START

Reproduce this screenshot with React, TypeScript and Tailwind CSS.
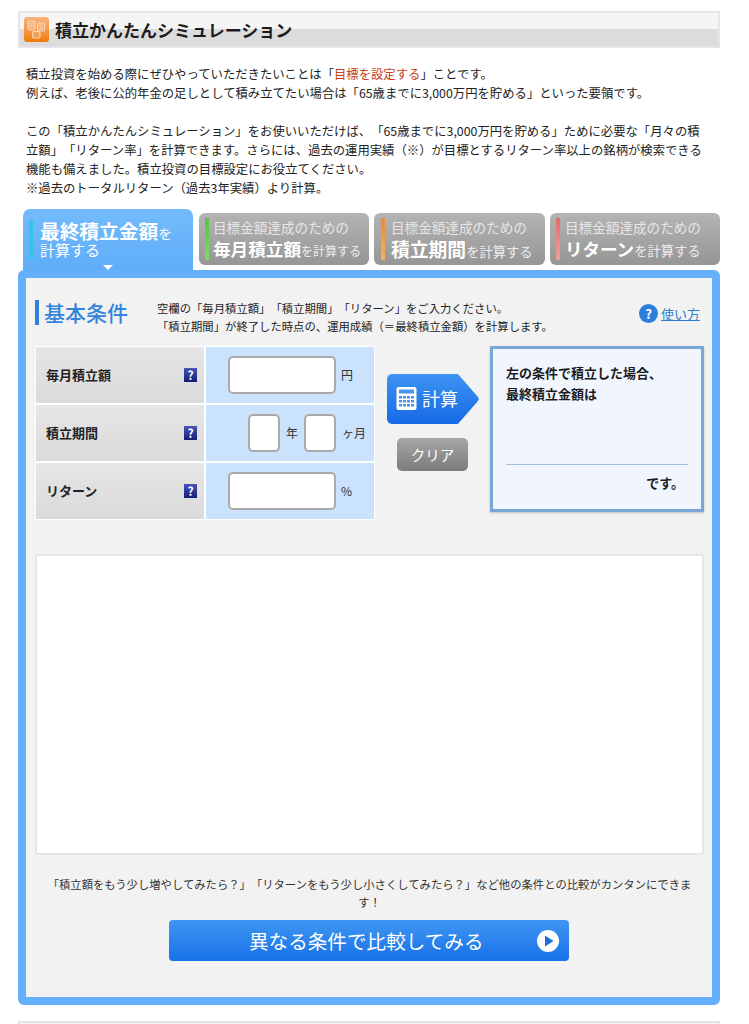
const HelpIcon = () => (
  <span className="flex h-[14px] w-[13px] items-center justify-center bg-gradient-to-b from-[#4a55b8] to-[#141c78] text-[12px] leading-none font-bold text-white">
    ?
  </span>
);

const Input = ({ className }: { className: string }) => (
  <div className={`rounded-[5px] border-2 border-[#aaaaaa] bg-white ${className}`} />
);

const Row = ({ label, children }: { label: string; children: React.ReactNode }) => (
  <div className="flex h-[56px] gap-[2px]">
    <div className="flex w-[168px] items-center justify-between bg-gradient-to-b from-[#e6e6e6] to-[#dadada] pl-[10px] pr-[7px]">
      <span className="text-[13px] font-bold text-[#222]">{label}</span>
      <HelpIcon />
    </div>
    <div className="flex w-[168px] items-center justify-end bg-[#cbe2fd] text-[12px] text-[#333]">{children}</div>
  </div>
);

interface GoalTabProps {
  box: string;
  color: string;
  big: string;
  bigSize: string;
  smallSize: string;
}

const GoalTab = ({ box, color, big, bigSize, smallSize }: GoalTabProps) => (
  <div className={`mt-[4px] flex h-[52px] rounded-[6px] bg-gradient-to-b from-[#b4b4b4] to-[#969696] py-[5px] ${box}`}>
    <div className={`w-[4px] ${color}`} />
    <div className="flex flex-col whitespace-nowrap text-white">
      <span className="text-[13.6px] leading-[18px] text-[#e6e6e6]">目標金額達成のための</span>
      <span className="flex items-baseline leading-[26px]">
        <span className={`font-bold ${bigSize}`}>{big}</span>
        <span className={`text-[#eeeeee] ${smallSize}`}>を計算する</span>
      </span>
    </div>
  </div>
);

export default function App() {
  return (
    <div className="h-[1024px] overflow-hidden bg-white font-['Noto_Sans_CJK_JP','Liberation_Sans',sans-serif] text-[#222] [text-spacing-trim:space-all]">
      <div className="ml-[18px] w-[702px] pt-[11px]">
        {/* Title */}
        <div className="flex h-[37px] items-center gap-[6px] border-2 border-[#e4e4ea] bg-[linear-gradient(to_bottom,#f5f5f5_0%,#f5f5f5_48%,#dcdcdc_48%,#dcdcdc_100%)] pl-[4px]">
          <svg width="25" height="25" viewBox="0 0 25 25">
            <defs>
              <linearGradient id="titleIcon" x1="0" y1="0" x2="0" y2="1">
                <stop offset="0" stopColor="#f9b47c" />
                <stop offset="0.5" stopColor="#f59a4c" />
                <stop offset="1" stopColor="#f07a08" />
              </linearGradient>
            </defs>
            <rect width="25" height="25" rx="3" fill="url(#titleIcon)" />
            <g fill="#ffffff" fillOpacity="0.18" stroke="#fcd9b8" strokeWidth="1.1">
              <rect x="4" y="4" width="7" height="9" rx="1.5" />
              <rect x="13.5" y="6" width="7" height="8" rx="1.5" />
              <rect x="8.5" y="14.5" width="7.5" height="6.5" rx="1.5" />
              <path d="M6 7h3M6 9.5h3M15.5 9h3M15.5 11.5h3" />
            </g>
          </svg>
          <h1 className="text-[17px] leading-none font-bold text-[#1c1c1c]">積立かんたんシミュレーション</h1>
        </div>

        {/* Intro */}
        <div className="mt-[17px] pl-[8px] text-[12.35px] leading-[19px] whitespace-nowrap text-[#222]">
          <p>
            積立投資を始める際にぜひやっていただきたいことは「<span className="text-[#c8401c]">目標を設定する</span>」ことです。
            <br />
            例えば、老後に公的年金の足しとして積み立てたい場合は「65歳までに3,000万円を貯める」といった要領です。
          </p>
          <p className="mt-[19px]">
            この「積立かんたんシミュレーション」をお使いいただけば、「65歳までに3,000万円を貯める」ために必要な「月々の積
            <br />
            立額」「リターン率」を計算できます。さらには、過去の運用実績（※）が目標とするリターン率以上の銘柄が検索できる
            <br />
            機能も備えました。積立投資の目標設定にお役立てください。
            <br />
            ※過去のトータルリターン（過去3年実績）より計算。
          </p>
        </div>

        {/* Tabs */}
        <div className="mt-[11px] flex h-[61px] gap-[5px] pl-[5px]">
          <div className="mr-[1px] flex h-[61px] w-[170px] gap-[7px] rounded-t-[7px] bg-gradient-to-b from-[#73bbfb] to-[#5fadfa] pt-[11px] pl-[6px]">
            <div className="h-[39px] w-[4px] bg-[#34c4e6]" />
            <div className="flex flex-col whitespace-nowrap text-white">
              <span className="flex items-baseline leading-[22px]">
                <span className="text-[19.7px] font-bold">最終積立金額</span>
                <span className="text-[14px]">を</span>
              </span>
              <span className="text-[15px] leading-[12px]">計算する</span>
              <div className="mt-[9px] ml-[63px] h-0 w-0 border-x-[5px] border-t-[5px] border-x-transparent border-t-white" />
            </div>
          </div>
          <GoalTab box="w-[170px] gap-[4px] pl-[6px]" color="bg-gradient-to-b from-[#5cc04a] to-[#7fd86a]" big="毎月積立額" bigSize="text-[17.6px]" smallSize="text-[12px]" />
          <GoalTab box="w-[171px] gap-[6px] pl-[7px]" color="bg-gradient-to-b from-[#ee8a2c] to-[#f6b060]" big="積立期間" bigSize="text-[18.8px]" smallSize="text-[13.3px]" />
          <GoalTab box="w-[170px] gap-[5px] pl-[6px]" color="bg-gradient-to-b from-[#e46a6a] to-[#f0a0a0]" big="リターン" bigSize="text-[17.5px]" smallSize="text-[13.3px]" />
        </div>

        {/* Panel */}
        <div className="h-[735px] rounded-[6px] border-8 border-[#66b0fb] bg-[#f2f2f2] pl-[9px] pr-[8px]">
          <div className="flex h-[68px] pt-[22px]">
            <h2 className="h-[25px] w-[122px] border-l-[4px] border-[#2f80dc] pl-[5px] text-[21px] leading-[25px] font-medium whitespace-nowrap text-[#3284dc]">基本条件</h2>
            <p className="mt-[-1px] w-[482px] text-[11.35px] leading-[18px] text-[#222]">
              空欄の「毎月積立額」「積立期間」「リターン」をご入力ください。
              <br />
              「積立期間」が終了した時点の、運用成績（＝最終積立金額）を計算します。
            </p>
            <a className="flex h-[20px] items-center gap-[3px] pt-[7px] text-[13px] text-[#2f7fd0] underline">
              <span className="flex h-[19px] w-[19px] shrink-0 items-center justify-center rounded-full bg-[#2c7fdc] text-[13px] leading-none font-bold text-white no-underline">
                ?
              </span>
              使い方
            </a>
          </div>

          <div className="flex">
            {/* Conditions table */}
            <div className="flex h-[174px] w-[340px] flex-col gap-[2px] bg-white p-[1px]">
              <Row label="毎月積立額">
                <Input className="h-[38px] w-[108px]" />
                <span className="w-[38px] pl-[5px]">円</span>
              </Row>
              <Row label="積立期間">
                <Input className="h-[38px] w-[32px]" />
                <span className="w-[24px] text-center">年</span>
                <Input className="h-[38px] w-[32px]" />
                <span className="w-[38px] pl-[6px] whitespace-nowrap">ヶ月</span>
              </Row>
              <Row label="リターン">
                <Input className="h-[38px] w-[108px]" />
                <span className="w-[38px] pl-[5px]">%</span>
              </Row>
            </div>

            {/* Buttons */}
            <div className="flex w-[115px] flex-col pt-[28px] pl-[12px]">
              <div className="flex h-[50px] w-[92px] items-center gap-[5px] bg-gradient-to-b from-[#3d94f2] to-[#1668e6] pb-[2px] pl-[9px] text-[18px] text-white [clip-path:polygon(0_8%,2%_2%,5%_0,77%_0,98%_44%,100%_50%,98%_56%,77%_100%,5%_100%,2%_98%,0_92%)]">
                <svg width="21" height="25" viewBox="0 0 21 24">
                  <rect x="0.5" y="0.5" width="20" height="23" rx="2" fill="#ffffff" />
                  <rect x="3" y="3" width="15" height="4" fill="#4b94ee" />
                  <g fill="#4b94ee">
                    <rect x="3" y="9.5" width="3" height="2.5" />
                    <rect x="7" y="9.5" width="3" height="2.5" />
                    <rect x="11" y="9.5" width="3" height="2.5" />
                    <rect x="15" y="9.5" width="3" height="2.5" />
                    <rect x="3" y="13.5" width="3" height="2.5" />
                    <rect x="7" y="13.5" width="3" height="2.5" />
                    <rect x="11" y="13.5" width="3" height="2.5" />
                    <rect x="15" y="13.5" width="3" height="2.5" />
                    <rect x="3" y="17.5" width="3" height="2.5" />
                    <rect x="7" y="17.5" width="3" height="2.5" />
                    <rect x="11" y="17.5" width="3" height="2.5" />
                    <rect x="15" y="17.5" width="3" height="2.5" />
                  </g>
                </svg>
                <span className="leading-none">計算</span>
              </div>
              <div className="mt-[14px] ml-[10px] flex h-[33px] w-[71px] items-center justify-center rounded-[5px] bg-gradient-to-b from-[#a6a6a6] to-[#7c7c7c] text-[14.5px] text-white">
                クリア
              </div>
            </div>

            {/* Result */}
            <div className="flex h-[166px] w-[214px] flex-col border-[3px] border-[#7ba7d8] bg-[#f0f5fe] px-[13px] pt-[13px] shadow-[0_1px_2px_rgba(0,0,0,0.2)]">
              <p className="text-[13px] leading-[21px] font-bold text-[#1c1c1c]">
                左の条件で積立した場合、
                <br />
                最終積立金額は
              </p>
              <div className="mt-[60px] border-t border-[#a4bedc] pt-[8px] pr-[4px] text-right text-[13px] leading-[20px] font-bold text-[#1c1c1c]">です。</div>
            </div>
          </div>

          {/* Chart area */}
          <div className="mt-[34px] h-[301px] rounded-[3px] border-2 border-[#e6e6e6] bg-white" />

          {/* Compare */}
          <p className="mt-[20px] text-center text-[11.34px] leading-[18px] whitespace-nowrap text-[#333]">
            「積立額をもう少し増やしてみたら？」「リターンをもう少し小さくしてみたら？」など他の条件との比較がカンタンにできま
            <br />
            す！
          </p>
          <div className="mt-[9px] ml-[134px] flex h-[41px] w-[400px] items-center rounded-[4px] bg-gradient-to-b from-[#3f96f2] to-[#1670e8] pl-[80px] text-white">
            <span className="w-[288px] text-[19.6px] leading-none whitespace-nowrap">異なる条件で比較してみる</span>
            <svg width="22" height="22" viewBox="0 0 22 22">
              <circle cx="11" cy="11" r="11" fill="#ffffff" />
              <path d="M8 5.5v11l8.5-5.5z" fill="#1c6fe0" />
            </svg>
          </div>
        </div>

        {/* Next section */}
        <div className="mt-[16px] h-[20px] border-2 border-[#e4e4ea] bg-[#f5f5f5]" />
      </div>
    </div>
  );
}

END

Only lines with "React" are wanted here; list each of them.

▶ Response to this task
Reproduce this screenshot with React, TypeScript and Tailwind CSS.
const Row = ({ label, children }: { label: string; children: React.ReactNode }) => (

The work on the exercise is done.